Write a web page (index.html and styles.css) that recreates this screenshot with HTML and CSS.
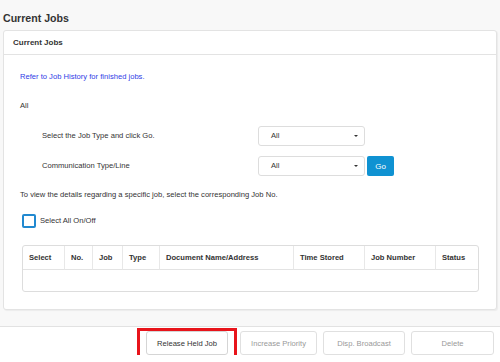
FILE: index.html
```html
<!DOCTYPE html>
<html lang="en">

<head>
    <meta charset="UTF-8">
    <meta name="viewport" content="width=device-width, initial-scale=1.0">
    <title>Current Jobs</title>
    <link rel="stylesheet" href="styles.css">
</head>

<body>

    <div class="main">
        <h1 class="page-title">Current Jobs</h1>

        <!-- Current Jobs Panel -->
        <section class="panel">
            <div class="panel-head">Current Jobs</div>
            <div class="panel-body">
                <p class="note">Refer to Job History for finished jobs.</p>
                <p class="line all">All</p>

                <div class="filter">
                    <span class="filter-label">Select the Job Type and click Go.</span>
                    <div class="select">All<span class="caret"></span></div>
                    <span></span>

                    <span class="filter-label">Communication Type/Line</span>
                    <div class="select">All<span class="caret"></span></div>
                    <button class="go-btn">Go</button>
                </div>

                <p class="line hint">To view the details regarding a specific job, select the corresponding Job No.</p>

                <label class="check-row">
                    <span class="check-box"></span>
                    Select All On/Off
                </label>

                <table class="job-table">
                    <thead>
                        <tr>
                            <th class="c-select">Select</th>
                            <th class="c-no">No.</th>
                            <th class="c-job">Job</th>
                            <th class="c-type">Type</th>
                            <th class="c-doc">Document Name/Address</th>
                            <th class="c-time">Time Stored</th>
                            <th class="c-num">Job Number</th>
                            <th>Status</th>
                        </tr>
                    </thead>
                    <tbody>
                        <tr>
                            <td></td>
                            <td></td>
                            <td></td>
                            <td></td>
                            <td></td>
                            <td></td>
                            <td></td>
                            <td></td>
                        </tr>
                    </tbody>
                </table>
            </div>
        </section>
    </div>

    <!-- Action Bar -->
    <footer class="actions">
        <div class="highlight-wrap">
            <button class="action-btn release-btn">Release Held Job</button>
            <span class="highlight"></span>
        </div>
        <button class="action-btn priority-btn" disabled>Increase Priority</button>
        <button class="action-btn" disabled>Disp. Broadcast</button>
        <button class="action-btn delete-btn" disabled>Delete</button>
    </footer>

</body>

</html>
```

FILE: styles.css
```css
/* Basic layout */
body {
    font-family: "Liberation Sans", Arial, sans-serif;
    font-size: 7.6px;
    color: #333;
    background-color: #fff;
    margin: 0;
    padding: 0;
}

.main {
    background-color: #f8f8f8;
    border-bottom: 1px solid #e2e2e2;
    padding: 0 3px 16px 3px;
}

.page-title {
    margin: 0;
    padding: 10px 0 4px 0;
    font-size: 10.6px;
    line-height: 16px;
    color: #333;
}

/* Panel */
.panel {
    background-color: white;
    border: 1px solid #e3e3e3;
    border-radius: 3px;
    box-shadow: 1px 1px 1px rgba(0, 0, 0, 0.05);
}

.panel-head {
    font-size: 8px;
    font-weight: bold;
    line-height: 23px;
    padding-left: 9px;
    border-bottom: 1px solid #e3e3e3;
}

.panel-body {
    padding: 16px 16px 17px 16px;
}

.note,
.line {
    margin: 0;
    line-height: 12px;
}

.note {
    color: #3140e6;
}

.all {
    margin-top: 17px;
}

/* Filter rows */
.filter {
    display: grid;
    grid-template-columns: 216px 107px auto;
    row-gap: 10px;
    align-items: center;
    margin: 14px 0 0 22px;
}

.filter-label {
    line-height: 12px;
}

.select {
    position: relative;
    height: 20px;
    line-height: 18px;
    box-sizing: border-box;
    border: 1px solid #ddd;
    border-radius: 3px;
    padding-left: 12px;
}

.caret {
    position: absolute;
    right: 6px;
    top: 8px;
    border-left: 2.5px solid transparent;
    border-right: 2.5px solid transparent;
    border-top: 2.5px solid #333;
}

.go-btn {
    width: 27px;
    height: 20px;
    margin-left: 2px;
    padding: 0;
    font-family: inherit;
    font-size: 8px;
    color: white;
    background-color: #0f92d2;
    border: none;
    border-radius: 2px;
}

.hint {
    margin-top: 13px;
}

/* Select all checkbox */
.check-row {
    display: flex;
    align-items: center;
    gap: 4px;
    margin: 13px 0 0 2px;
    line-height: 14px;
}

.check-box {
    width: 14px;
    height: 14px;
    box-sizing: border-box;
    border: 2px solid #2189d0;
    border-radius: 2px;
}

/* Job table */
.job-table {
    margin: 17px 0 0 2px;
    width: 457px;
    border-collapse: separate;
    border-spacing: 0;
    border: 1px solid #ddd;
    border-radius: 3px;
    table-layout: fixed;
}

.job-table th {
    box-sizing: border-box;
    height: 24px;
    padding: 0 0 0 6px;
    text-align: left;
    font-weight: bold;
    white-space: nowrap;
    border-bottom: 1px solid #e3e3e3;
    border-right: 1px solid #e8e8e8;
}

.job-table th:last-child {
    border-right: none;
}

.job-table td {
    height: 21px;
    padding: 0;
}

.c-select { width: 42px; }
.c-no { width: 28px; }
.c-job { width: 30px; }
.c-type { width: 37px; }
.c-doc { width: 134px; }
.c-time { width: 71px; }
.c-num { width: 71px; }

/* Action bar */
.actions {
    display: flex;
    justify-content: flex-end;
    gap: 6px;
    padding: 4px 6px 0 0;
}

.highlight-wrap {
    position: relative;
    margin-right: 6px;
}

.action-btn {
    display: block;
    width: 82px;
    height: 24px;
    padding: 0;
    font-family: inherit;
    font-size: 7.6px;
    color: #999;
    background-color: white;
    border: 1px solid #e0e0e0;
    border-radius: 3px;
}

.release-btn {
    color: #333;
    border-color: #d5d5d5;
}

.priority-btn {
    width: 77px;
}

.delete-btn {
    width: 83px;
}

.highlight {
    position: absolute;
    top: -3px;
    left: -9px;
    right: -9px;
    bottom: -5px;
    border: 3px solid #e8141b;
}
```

→ Requirement:
Extract the full listing above verbatim; pictures are to be left out of the copy.

→ Reply:
Write a web page (index.html and styles.css) that recreates this screenshot with HTML and CSS.
FILE: index.html
```html
<!DOCTYPE html>
<html lang="en">

<head>
    <meta charset="UTF-8">
    <meta name="viewport" content="width=device-width, initial-scale=1.0">
    <title>Current Jobs</title>
    <link rel="stylesheet" href="styles.css">
</head>

<body>

    <div class="main">
        <h1 class="page-title">Current Jobs</h1>

        <!-- Current Jobs Panel -->
        <section class="panel">
            <div class="panel-head">Current Jobs</div>
            <div class="panel-body">
                <p class="note">Refer to Job History for finished jobs.</p>
                <p class="line all">All</p>

                <div class="filter">
                    <span class="filter-label">Select the Job Type and click Go.</span>
                    <div class="select">All<span class="caret"></span></div>
                    <span></span>

                    <span class="filter-label">Communication Type/Line</span>
                    <div class="select">All<span class="caret"></span></div>
                    <button class="go-btn">Go</button>
                </div>

                <p class="line hint">To view the details regarding a specific job, select the corresponding Job No.</p>

                <label class="check-row">
                    <span class="check-box"></span>
                    Select All On/Off
                </label>

                <table class="job-table">
                    <thead>
                        <tr>
                            <th class="c-select">Select</th>
                            <th class="c-no">No.</th>
                            <th class="c-job">Job</th>
                            <th class="c-type">Type</th>
                            <th class="c-doc">Document Name/Address</th>
                            <th class="c-time">Time Stored</th>
                            <th class="c-num">Job Number</th>
                            <th>Status</th>
                        </tr>
                    </thead>
                    <tbody>
                        <tr>
                            <td></td>
                            <td></td>
                            <td></td>
                            <td></td>
                            <td></td>
                            <td></td>
                            <td></td>
                            <td></td>
                        </tr>
                    </tbody>
                </table>
            </div>
        </section>
    </div>

    <!-- Action Bar -->
    <footer class="actions">
        <div class="highlight-wrap">
            <button class="action-btn release-btn">Release Held Job</button>
            <span class="highlight"></span>
        </div>
        <button class="action-btn priority-btn" disabled>Increase Priority</button>
        <button class="action-btn" disabled>Disp. Broadcast</button>
        <button class="action-btn delete-btn" disabled>Delete</button>
    </footer>

</body>

</html>
```

FILE: styles.css
```css
/* Basic layout */
body {
    font-family: "Liberation Sans", Arial, sans-serif;
    font-size: 7.6px;
    color: #333;
    background-color: #fff;
    margin: 0;
    padding: 0;
}

.main {
    background-color: #f8f8f8;
    border-bottom: 1px solid #e2e2e2;
    padding: 0 3px 16px 3px;
}

.page-title {
    margin: 0;
    padding: 10px 0 4px 0;
    font-size: 10.6px;
    line-height: 16px;
    color: #333;
}

/* Panel */
.panel {
    background-color: white;
    border: 1px solid #e3e3e3;
    border-radius: 3px;
    box-shadow: 1px 1px 1px rgba(0, 0, 0, 0.05);
}

.panel-head {
    font-size: 8px;
    font-weight: bold;
    line-height: 23px;
    padding-left: 9px;
    border-bottom: 1px solid #e3e3e3;
}

.panel-body {
    padding: 16px 16px 17px 16px;
}

.note,
.line {
    margin: 0;
    line-height: 12px;
}

.note {
    color: #3140e6;
}

.all {
    margin-top: 17px;
}

/* Filter rows */
.filter {
    display: grid;
    grid-template-columns: 216px 107px auto;
    row-gap: 10px;
    align-items: center;
    margin: 14px 0 0 22px;
}

.filter-label {
    line-height: 12px;
}

.select {
    position: relative;
    height: 20px;
    line-height: 18px;
    box-sizing: border-box;
    border: 1px solid #ddd;
    border-radius: 3px;
    padding-left: 12px;
}

.caret {
    position: absolute;
    right: 6px;
    top: 8px;
    border-left: 2.5px solid transparent;
    border-right: 2.5px solid transparent;
    border-top: 2.5px solid #333;
}

.go-btn {
    width: 27px;
    height: 20px;
    margin-left: 2px;
    padding: 0;
    font-family: inherit;
    font-size: 8px;
    color: white;
    background-color: #0f92d2;
    border: none;
    border-radius: 2px;
}

.hint {
    margin-top: 13px;
}

/* Select all checkbox */
.check-row {
    display: flex;
    align-items: center;
    gap: 4px;
    margin: 13px 0 0 2px;
    line-height: 14px;
}

.check-box {
    width: 14px;
    height: 14px;
    box-sizing: border-box;
    border: 2px solid #2189d0;
    border-radius: 2px;
}

/* Job table */
.job-table {
    margin: 17px 0 0 2px;
    width: 457px;
    border-collapse: separate;
    border-spacing: 0;
    border: 1px solid #ddd;
    border-radius: 3px;
    table-layout: fixed;
}

.job-table th {
    box-sizing: border-box;
    height: 24px;
    padding: 0 0 0 6px;
    text-align: left;
    font-weight: bold;
    white-space: nowrap;
    border-bottom: 1px solid #e3e3e3;
    border-right: 1px solid #e8e8e8;
}

.job-table th:last-child {
    border-right: none;
}

.job-table td {
    height: 21px;
    padding: 0;
}

.c-select { width: 42px; }
.c-no { width: 28px; }
.c-job { width: 30px; }
.c-type { width: 37px; }
.c-doc { width: 134px; }
.c-time { width: 71px; }
.c-num { width: 71px; }

/* Action bar */
.actions {
    display: flex;
    justify-content: flex-end;
    gap: 6px;
    padding: 4px 6px 0 0;
}

.highlight-wrap {
    position: relative;
    margin-right: 6px;
}

.action-btn {
    display: block;
    width: 82px;
    height: 24px;
    padding: 0;
    font-family: inherit;
    font-size: 7.6px;
    color: #999;
    background-color: white;
    border: 1px solid #e0e0e0;
    border-radius: 3px;
}

.release-btn {
    color: #333;
    border-color: #d5d5d5;
}

.priority-btn {
    width: 77px;
}

.delete-btn {
    width: 83px;
}

.highlight {
    position: absolute;
    top: -3px;
    left: -9px;
    right: -9px;
    bottom: -5px;
    border: 3px solid #e8141b;
}
```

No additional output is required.